* EXERCISE INSTRUCTIONS
State only the count of lines in the listing below that hold "screenshot".

╭─ INFORMATION SHOWN

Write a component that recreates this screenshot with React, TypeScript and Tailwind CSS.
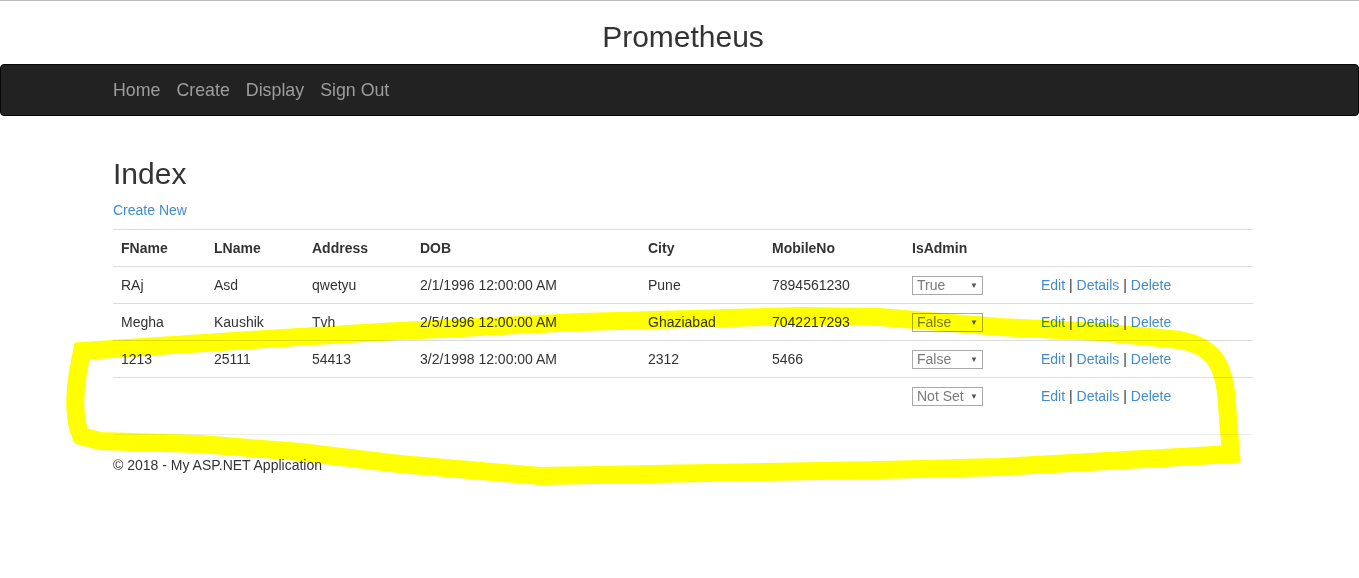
import React from "react";

const cols = [
  { name: "FName", w: "w-[93px]" },
  { name: "LName", w: "w-[98px]" },
  { name: "Address", w: "w-[108px]" },
  { name: "DOB", w: "w-[228px]" },
  { name: "City", w: "w-[124px]" },
  { name: "MobileNo", w: "w-[140px]" },
  { name: "IsAdmin", w: "w-[129px]" },
  { name: "", w: "w-[220px]" },
];

const rows = [
  ["RAj", "Asd", "qwetyu", "2/1/1996 12:00:00 AM", "Pune", "7894561230", "True"],
  ["Megha", "Kaushik", "Tvh", "2/5/1996 12:00:00 AM", "Ghaziabad", "7042217293", "False"],
  ["1213", "25111", "54413", "3/2/1998 12:00:00 AM", "2312", "5466", "False"],
  ["", "", "", "", "", "", "Not Set"],
];

function FakeSelect({ value }: { value: string }) {
  return (
    <div className="flex items-center justify-between w-[71px] h-[19px] mt-px border border-[#a9a9a9] pl-[4px] pr-[4px] text-[#7a7a7a] text-[14px] leading-[17px]">
      <span>{value}</span>
      <span className="text-[8px] leading-[8px] text-[#555]">▼</span>
    </div>
  );
}

export default function App() {
  return (
    <div
      className="relative w-[1359px] h-[578px] bg-white text-[#333] text-[14px] leading-[20px] overflow-hidden"
      style={{ fontFamily: '"Liberation Sans", Arial, Helvetica, sans-serif' }}
    >
      <div className="h-px bg-[#b9b9b9]" />
      <div className="pt-[19px] pb-[11px] pl-[7px] text-center text-[30px] leading-[33px] text-[#333]">
        Prometheus
      </div>

      <nav className="h-[52px] bg-[#222] border border-[#080808] rounded-[4px] flex items-center">
        <div className="ml-[112px] flex gap-[16px] text-[17.8px] text-[#9d9d9d]">
          <a>Home</a>
          <a>Create</a>
          <a>Display</a>
          <a>Sign Out</a>
        </div>
      </nav>

      <div className="ml-[113px] w-[1140px]">
        <h2 className="mt-[41px] text-[30px] leading-[33px] mb-[10px]">Index</h2>
        <p className="mb-[9px]">
          <a className="text-[#428bca]">Create New</a>
        </p>

        <table className="w-[1140px] table-fixed border-collapse">
          <thead>
            <tr className="border-t border-[#ddd]">
              {cols.map((c, i) => (
                <th
                  key={i}
                  className={`${c.w} text-left font-bold px-[8px] py-[8px] leading-[20px] border-b border-[#ddd]`}
                >
                  {c.name}
                </th>
              ))}
            </tr>
          </thead>
          <tbody>
            {rows.map((r, i) => (
              <tr key={i} className={i < rows.length - 1 ? "border-b border-[#ddd]" : ""}>
                {r.slice(0, 6).map((v, j) => (
                  <td key={j} className="px-[8px] py-[8px] leading-[20px] align-top">
                    {v}
                  </td>
                ))}
                <td className="px-[8px] py-[8px] leading-[20px] align-top">
                  <FakeSelect value={r[6]} />
                </td>
                <td className="px-[8px] py-[8px] leading-[20px] align-top">
                  <a className="text-[#428bca]">Edit</a> |{" "}
                  <a className="text-[#428bca]">Details</a> |{" "}
                  <a className="text-[#428bca]">Delete</a>
                </td>
              </tr>
            ))}
          </tbody>
        </table>

        <hr className="mt-[20px] border-t border-[#eee]" />
        <footer className="mt-[20px]">
          <p>© 2018 - My ASP.NET Application</p>
        </footer>
      </div>

      {/* yellow marker scribble drawn over the screenshot */}
      <svg
        className="absolute left-0 top-0 pointer-events-none mix-blend-multiply"
        width="1359"
        height="578"
        viewBox="0 0 1359 578"
      >
        <path
          d="M 82 351 L 113 349 L 250 340 L 380 332 L 580 322 L 800 316 L 880 317 L 1000 327 L 1100 332 L 1180 340 C 1212 346 1222 362 1226 392 L 1229 430 L 1231 454 L 1180 457 L 1000 467 L 880 470 L 540 476 L 400 464 L 300 452 L 200 444 L 100 441 L 81 436 C 74 420 74 395 78 372 L 82 351 Z"
          fill="none"
          stroke="#ffff00"
          strokeWidth="18"
          strokeLinejoin="miter"
        />
      </svg>
    </div>
  );
}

╰─

* TASK RESPONSE
2